On their face, the arguments of CBI and IoD make a better case than the government’s. Nevertheless, arguments over corporate and director responsibility for accidents or deaths at work are largely academic. Despite government pressure to reduce employer-related deaths and accidents, and proposals by the Home Office to introduce new corporate killing laws that will carry severe penalties for offending directors, most industry leaders still put safety way down their list of business priorities. A new British Safety Council-MORI survey shows that generating profits for shareholders (84 percent) is the top objective for British business. Of the nearly 100 “captains of industry”, mainly chairmen, presidents and managing directors of FTSE 500 companies, took part in the poll, only one in six, or 16 percent, singled out improving safety in the working environment.
When safety concerns are raised, many companies are opposed to doing anything due to the possible costs incurred. In January this year an engineering consultant who lost his job after raising health and safety issues concerning the handling of asbestos was awarded more than £40,000 after winning his unfair dismissal claim.

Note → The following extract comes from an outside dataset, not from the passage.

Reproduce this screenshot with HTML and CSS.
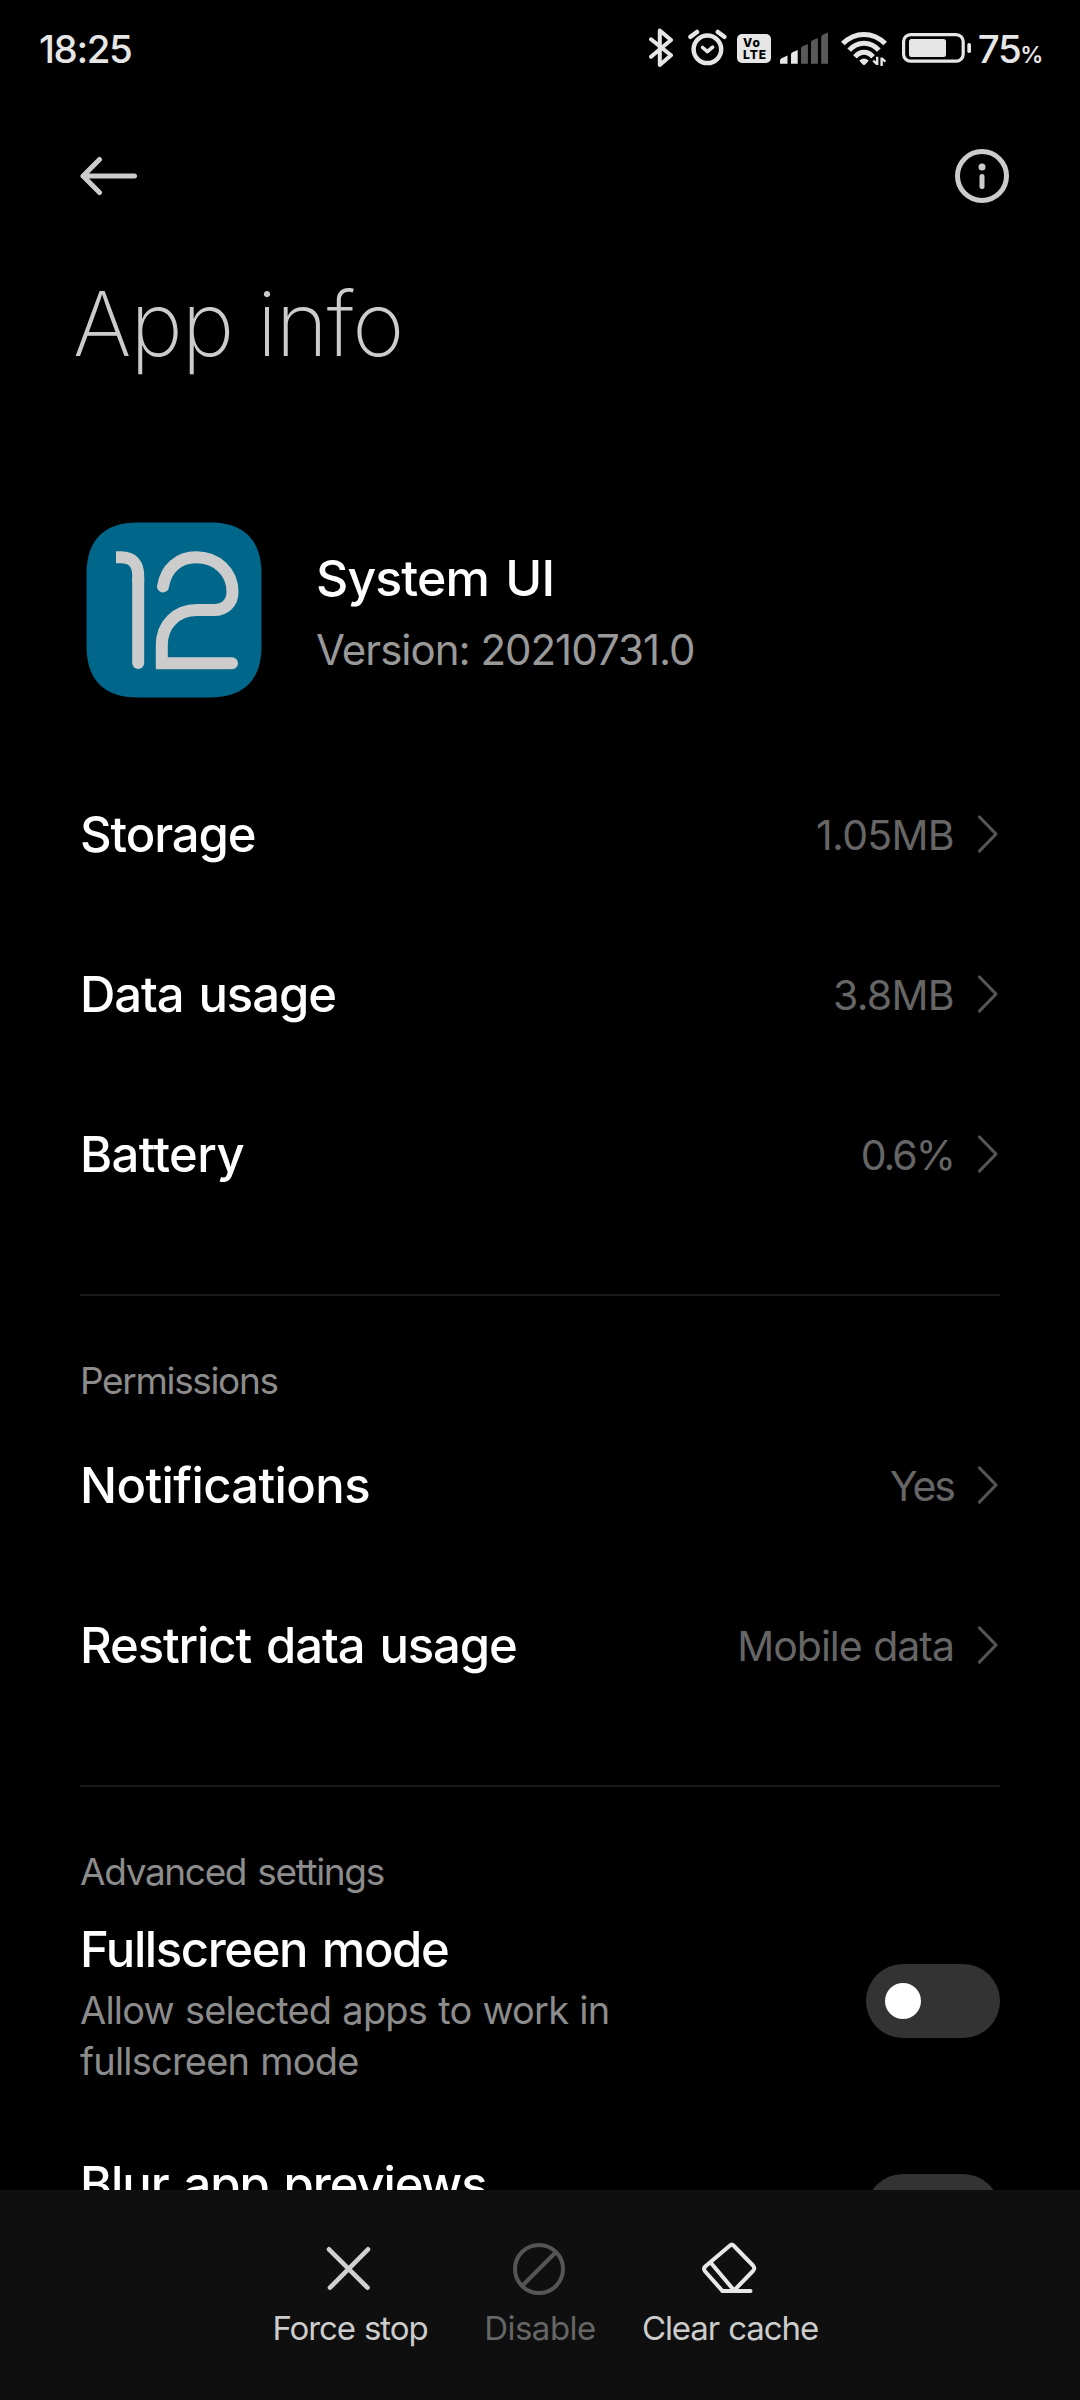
FILE: index.html
```html
<!DOCTYPE html>
<html lang="en">
<head>
    <meta charset="UTF-8">
    <meta name="viewport" content="width=device-width, initial-scale=1.0">
    <title>App info</title>
    <link rel="stylesheet" href="styles.css">
</head>
<body>
    <div class="screen">
        <div class="status-bar">
            <span class="clock">18:25</span>
            <div class="status-icons">
                <svg class="bluetooth" width="24" height="48" viewBox="0 0 24 48">
                    <path d="M2 15.3 L22 31.3 L10.8 41 V6.5 L22 16 L2 32.7" fill="none" stroke="#e6e6e6" stroke-width="4" stroke-linecap="round" stroke-linejoin="round"/>
                </svg>
                <svg class="alarm" width="39" height="48" viewBox="0 0 39 48" fill="none" stroke="#e6e6e6" stroke-width="4.5" stroke-linecap="round">
                    <circle cx="19.4" cy="25.3" r="13.8"/>
                    <path d="M2.5 12.8 L9 8 M29.8 8 L36.3 12.8"/>
                    <path d="M14.6 23.5 L19.4 27.6 L24.6 23.2" stroke-width="3.6" stroke-linejoin="round"/>
                </svg>
                <svg class="volte" width="34" height="48" viewBox="0 0 34 48">
                    <rect x="0" y="10" width="34" height="29" rx="5" fill="#e6e6e6"/>
                    <text x="6" y="22.8" textLength="17">Vo</text>
                    <text x="6" y="35.4" textLength="23">LTE</text>
                </svg>
                <svg class="signal" width="48" height="48" viewBox="0 0 48 48">
                    <path d="M0 39.7 V36.5 Q0 35 1.5 34.3 L7.5 31.5 V39.7 Z M11 39.7 V30.5 Q11 29 12.5 28.2 L17.7 26 V39.7 Z" fill="#e6e6e6"/>
                    <path d="M21 39.7 V24.5 Q21 23 22.5 22.2 L27.9 20 V39.7 Z M31 39.7 V18.5 Q31 17 32.5 16.2 L37.9 14 V39.7 Z M41.2 39.7 V13 Q41.2 11.5 42.7 10.7 L48 8.5 V39.7 Z" fill="#595959"/>
                </svg>
                <svg class="wifi" width="46" height="48" viewBox="0 0 46 48" fill="none" stroke="#e6e6e6" stroke-width="5">
                    <path d="M1.8 19.6 Q11 10.4 23 10.4 Q35 10.4 44.2 19.6"/>
                    <path d="M8.2 26.2 Q14.5 19.2 23 19.2 Q31.5 19.2 37.8 26.2"/>
                    <path d="M14 32.8 Q18 28.3 23 28.3 Q28 28.3 32 32.8"/>
                    <path d="M18.3 36.8 Q23 32.4 27.7 36.8 L24.2 40.6 Q23 41.6 21.8 40.6 Z" fill="#e6e6e6" stroke="none"/>
                    <path d="M36.2 32.8 V41 M36 40 L32.2 36.6 M40.6 42 V33.6 M40.8 34.4 L44.4 37.6" stroke-width="2.4"/>
                </svg>
                <svg class="battery" width="70" height="48" viewBox="0 0 70 48">
                    <rect x="1.6" y="10.6" width="59.6" height="26.6" rx="7" fill="none" stroke="#e6e6e6" stroke-width="3.2"/>
                    <rect x="7" y="15" width="37" height="18" rx="2.5" fill="#e6e6e6"/>
                    <rect x="65.3" y="19" width="3.7" height="10" rx="1.8" fill="#e6e6e6"/>
                </svg>
                <span class="level">75<span class="percent">%</span></span>
            </div>
        </div>

        <div class="toolbar">
            <svg width="58" height="54" viewBox="0 0 58 54" fill="none" stroke="#cccccc" stroke-width="5" stroke-linecap="round" stroke-linejoin="round">
                <path d="M19.5 10.5 L3 27 L19.5 43.5 M3 27 H54.5"/>
            </svg>
            <svg width="54" height="54" viewBox="0 0 54 54">
                <circle cx="27" cy="27" r="24.5" fill="none" stroke="#cccccc" stroke-width="5"/>
                <circle cx="27" cy="18" r="3.5" fill="#cccccc"/>
                <rect x="24.5" y="25" width="5" height="15" rx="2.5" fill="#cccccc"/>
            </svg>
        </div>

        <h1>App info</h1>

        <div class="app">
            <svg class="app-icon" width="176" height="176" viewBox="0 0 176 176">
                <path d="M0.5 52 C0.5 18 18 0.5 52 0.5 H124 C158 0.5 175.5 18 175.5 52 V124 C175.5 158 158 175.5 124 175.5 H52 C18 175.5 0.5 158 0.5 124 Z" fill="#00668a"/>
                <g fill="none" stroke="#cccccc" stroke-width="12">
                    <path d="M30 35.3 H35 Q52.2 35.3 52.2 54 V60"/>
                    <path d="M52.2 58 V141" stroke-linecap="round"/>
                    <path d="M77 64.5 C80 46 93 35.3 110 35.3 C131 35.3 146.5 50 146.5 70 C146.5 81 139 88 128 88 H111 C90 88 75.8 103 75.8 123 V141.2 H146" stroke-linecap="round"/>
                </g>
            </svg>
            <div class="app-text">
                <div class="app-name">System UI</div>
                <div class="app-version">Version: 20210731.0</div>
            </div>
        </div>

        <div class="section">
            <div class="row">
                <span class="name">Storage</span>
                <span class="value wide">1.05MB</span>
                <svg class="chevron" width="22" height="40" viewBox="0 0 22 40"><path d="M2.5 3 L19 20 L2.5 37"/></svg>
            </div>
            <div class="row">
                <span class="name">Data usage</span>
                <span class="value wide">3.8MB</span>
                <svg class="chevron" width="22" height="40" viewBox="0 0 22 40"><path d="M2.5 3 L19 20 L2.5 37"/></svg>
            </div>
            <div class="row">
                <span class="name loose">Battery</span>
                <span class="value tight">0.6%</span>
                <svg class="chevron" width="22" height="40" viewBox="0 0 22 40"><path d="M2.5 3 L19 20 L2.5 37"/></svg>
            </div>
        </div>

        <div class="section">
            <h2>Permissions</h2>
            <div class="row">
                <span class="name loose">Notifications</span>
                <span class="value tight">Yes</span>
                <svg class="chevron" width="22" height="40" viewBox="0 0 22 40"><path d="M2.5 3 L19 20 L2.5 37"/></svg>
            </div>
            <div class="row">
                <span class="name">Restrict data usage</span>
                <span class="value">Mobile data</span>
                <svg class="chevron" width="22" height="40" viewBox="0 0 22 40"><path d="M2.5 3 L19 20 L2.5 37"/></svg>
            </div>
        </div>

        <div class="section last">
            <h2>Advanced settings</h2>
            <div class="row tall">
                <div class="text">
                    <div class="name snug">Fullscreen mode</div>
                    <div class="summary">Allow selected apps to work in<br>fullscreen mode</div>
                </div>
                <div class="toggle"><div class="knob"></div></div>
            </div>
            <div class="row tall">
                <div class="text">
                    <div class="name">Blur app previews</div>
                    <div class="summary">&nbsp;</div>
                </div>
                <div class="toggle"><div class="knob"></div></div>
            </div>
        </div>

        <div class="bottom-bar">
            <div class="action">
                <svg width="60" height="60" viewBox="0 0 60 60" fill="none" stroke="#d0d0d0" stroke-width="4.6" stroke-linecap="round">
                    <path d="M9 10.3 L47.5 48.7 M48 10.3 L10 48.7"/>
                </svg>
                <span>Force stop</span>
            </div>
            <div class="action disabled">
                <svg width="60" height="60" viewBox="0 0 60 60" fill="none" stroke="#555555" stroke-width="4">
                    <circle cx="29" cy="30" r="24"/>
                    <path d="M46 13 L12 47"/>
                </svg>
                <span>Disable</span>
            </div>
            <div class="action">
                <svg width="60" height="60" viewBox="0 0 60 60" fill="none" stroke="#e8e8e8" stroke-width="4" stroke-linecap="round" stroke-linejoin="round">
                    <path d="M33.5 6.5 L53 26.5 Q55.5 29.3 53 32 L33.5 52 H22.5 L5.2 32.5 Q3 29.7 5.2 27.5 L30 6.5 Q31.8 4.8 33.5 6.5 Z"/>
                    <path d="M11 24 L32.5 49.5 M22.5 52 H50.5"/>
                </svg>
                <span>Clear cache</span>
            </div>
        </div>
    </div>
</body>
</html>
```
FILE: styles.css
```css
* {
    box-sizing: border-box;
}

body {
    margin: 0;
    background: #000;
    color: #fff;
    font-family: Inter, Roboto, sans-serif;
}

.screen {
    display: flex;
    flex-direction: column;
    width: 1080px;
    height: 2400px;
    overflow: hidden;
}

svg {
    display: block;
    flex: none;
}

/* status bar */
.status-bar {
    display: flex;
    justify-content: space-between;
    align-items: center;
    height: 96px;
    padding: 0 38px 0 39px;
    color: #e6e6e6;
    flex: none;
}

.clock {
    padding-top: 1px;
    font-size: 38.5px;
    font-weight: 450;
    letter-spacing: -1.4px;
}

.status-icons {
    display: flex;
    align-items: center;
}

.alarm {
    margin-left: 15px;
}

.volte {
    margin-left: 10px;
    font-size: 12px;
    font-weight: 800;
    fill: #000;
}

.signal {
    margin-left: 9px;
}

.wifi {
    margin-left: 13px;
}

.battery {
    margin-left: 15px;
}

.level {
    margin-left: 6px;
    padding-top: 1px;
    font-size: 38.5px;
    font-weight: 450;
    letter-spacing: -1.4px;
}

.percent {
    font-size: 23px;
    font-weight: 600;
}

/* header */
.toolbar {
    display: flex;
    justify-content: space-between;
    align-items: center;
    height: 160px;
    padding: 0 71px 0 80px;
    flex: none;
}

h1 {
    margin: 13px 0 143px;
    padding-left: 73px;
    font-size: 89px;
    font-weight: 250;
    line-height: 110px;
    letter-spacing: -1.2px;
    color: #ccc;
    flex: none;
}

.app {
    display: flex;
    align-items: center;
    height: 176px;
    margin-bottom: 56px;
    padding-left: 86px;
    flex: none;
}

.app-text {
    padding: 8px 0 0 54px;
}

.app-name {
    font-size: 50px;
    font-weight: 500;
    line-height: 72px;
    letter-spacing: -0.9px;
    word-spacing: 4px;
}

.app-version {
    font-size: 42px;
    line-height: 72px;
    letter-spacing: -1px;
    color: #999;
}

/* preference list */
.section {
    margin: 0 80px;
    padding-bottom: 60px;
    border-bottom: 2px solid #1a1a1a;
    flex: none;
}

.section.last {
    height: 403px;
    padding-bottom: 0;
    border-bottom: none;
    overflow: hidden;
}

h2 {
    margin: 0;
    padding-top: 60px;
    font-size: 37px;
    font-weight: 400;
    line-height: 49px;
    letter-spacing: -1.35px;
    word-spacing: 2px;
    color: #8c8c8c;
}

.row {
    display: flex;
    align-items: center;
    height: 160px;
}

.row.tall {
    height: 210px;
}

.name {
    flex: 1;
    padding-top: 2px;
    font-size: 49px;
    font-weight: 500;
    line-height: 64px;
    letter-spacing: -1.1px;
    word-spacing: 3px;
}

.name.loose {
    letter-spacing: -0.6px;
}

.name.snug {
    letter-spacing: -1.4px;
}

.text {
    flex: 1;
}

.text .name {
    margin-bottom: -2px;
}

.summary {
    margin-top: 5px;
    font-size: 38px;
    line-height: 51px;
    letter-spacing: -0.8px;
    word-spacing: 1.2px;
    color: #8c8c8c;
}

.value {
    padding-top: 1px;
    font-size: 41px;
    letter-spacing: -1px;
    word-spacing: 1px;
    color: #666;
}

.value.wide {
    letter-spacing: -0.7px;
}

.value.tight {
    letter-spacing: -2px;
}

.chevron {
    margin: 0 1px 0 23px;
    fill: none;
    stroke: #555;
    stroke-width: 3.2;
    stroke-linecap: round;
    stroke-linejoin: round;
}

.toggle {
    display: flex;
    align-items: center;
    width: 134px;
    height: 74px;
    padding-left: 19px;
    border-radius: 37px;
    background: #333;
}

.knob {
    width: 36px;
    height: 36px;
    border-radius: 50%;
    background: #fff;
}

/* bottom actions */
.bottom-bar {
    display: flex;
    justify-content: center;
    height: 210px;
    padding-top: 49px;
    background: #0f0f0f;
    flex: none;
}

.action {
    display: flex;
    flex-direction: column;
    align-items: center;
    gap: 7px;
    width: 190px;
    font-size: 33px;
    line-height: 44px;
    letter-spacing: -1.1px;
    word-spacing: 1px;
    color: #ccc;
    white-space: nowrap;
}

.action.disabled {
    letter-spacing: -0.5px;
    color: #666;
}
```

Albert Wardle, 62, was asked to return his hard hat, overalls and site boots when his contract with Cadogan Consultants Ltd was not renewed. The development and engineering consultancy claimed it was because of a downturn in work. But a Glasgow employment tribunal heard that during his employment Wardle had continually raised concerns about safety and training in relation to asbestos exposure. The tribunal concluded that there was no fall in demand for Wardle’s services and that the real reason for his dismissal was his health and safety activities. The tribunal noted that none of the company’s directors had any degree of comprehension concerning their responsibilities under the various health and safety regulations.